Domenica 26 dicembre - p. Ermes Ronchi
I genitori di Gesù si recavano ogni anno a Gerusalemme per la festa di Pasqua. Quando egli ebbe dodici anni, vi salirono secondo la consuetudine della festa. (...) Credendo che egli fosse nella comitiva, fecero una giornata di viaggio, e poi si misero a cercarlo tra i parenti e i conoscenti; non avendolo trovato, tornarono in cerca di lui a Gerusalemme. Dopo tre giorni lo trovarono nel tempio, seduto in mezzo ai maestri (...) Al vederlo restarono stupiti, e sua madre gli disse: «Figlio, perché ci hai fatto questo? (...) Luca 2, 41-52
"Perché ci hai fatto questo?"
"Non sapevate che devo occuparmi d'altro da voi?" Perchè una spiegazione c'è sempre, e forse più bella e semplice di quanto temevi.

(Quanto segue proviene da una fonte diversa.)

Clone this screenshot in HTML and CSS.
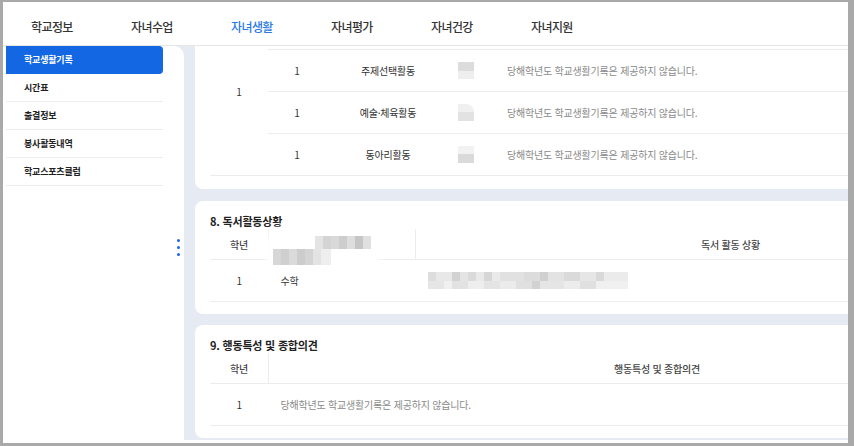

Maria e Giuseppe cercano per tre giorni il loro ragazzo, avanti e indietro per la città. Quel padre e quella madre angosciati ci sono vicini in questa fragilità che conosciamo bene.
Maria più che rimproverare il figlio, vuole capire: perché ci hai fatto questo? Perché una spiegazione c'è sempre, e forse più bella e semplice di quanto temevi. Un dialogo senza accuse: di fronte ai genitori, che ci sono e si vogliono bene - le due cose che importano ai figli - c'è un ragazzo che ascolta e risponde.
Grande cosa il dialogo, anche faticoso! Se le cose sono difficili a dirsi, a non dirle si scavano buie gallerie. Non sapevate che devo occuparmi d'altro da voi? I figli non sono nostri, appartengono a Dio, al mondo, alla loro vocazione, ai loro sogni. Un figlio non deve impostare la propria vita in funzione dei genitori, si fermerebbe così la ruota della creazione.
Non lo sapevate? Ma come, me lo avete insegnato voi il primato di Dio! Madre, tu mi hai insegnato ad ascoltare angeli! Padre, tu mi hai raccontato che talvolta la vita dipende dai sogni!
Ma essi non compresero. Famiglia santa per definizione, eppure in cammino. Santi e profeti che non capiscono neppure la loro stessa casa. Ma ecco il tesoro nascosto: «sua madre conservava con cura tutte queste cose», serbava attenta le parole di Dio e i fatti della vita, li teneva nel cuore perché si dipanasse un giorno, dal loro confronto, il filo d'oro che li avrebbe spiegati e illuminati, legandoli assieme.
Gesù lascia i maestri della Legge e torna a casa con i genitori, suoi maestri di vita. Per anni impara l'arte di essere uomo guardandoli vivere: lei teneramente forte, mai passiva; lui padre non autoritario, che sa anche tirarsi indietro. Come poteva altrimenti trattare le donne con quel suo modo sovranamente libero? E inaugurare relazioni nuove tra uomo e donna, paritarie e senza paure?
Le beatitudini Gesù le ha viste tutte in quella casa, le ha imparate da loro: erano poveri, giusti, puri nel cuore, miti, costruttori di pace, con viscere di misericordia per tutti. E il loro parlare era: sì, sì; no, no. Stava così bene con loro, che con Dio adotta il linguaggio di casa, e lo chiama: abbà, papà. Un amore vivo e potente, incarnato e quotidiano, che vive nella carezza, nel cibo preparato, nel nomignolo affettuoso, nella parola scherzosa che scioglie le tensioni, nella pazienza di ascoltare, nel desiderio di abbracciarsi.
A questo vangelo non chiederò consigli spiccioli per vivere, chiederò invece le cose di Dio: non vantare diritti di possesso sui figli, conservando nel cuore ciò che oggi non si capisce, perché un giorno la risposta verrà, e sarà luce.
Beata la famiglia dove si impara a sconfinare, verso gli uomini e verso Dio. Beata la casa dove i figli imparano l'arte più importante, quella di amare, l’arte che li farà felici.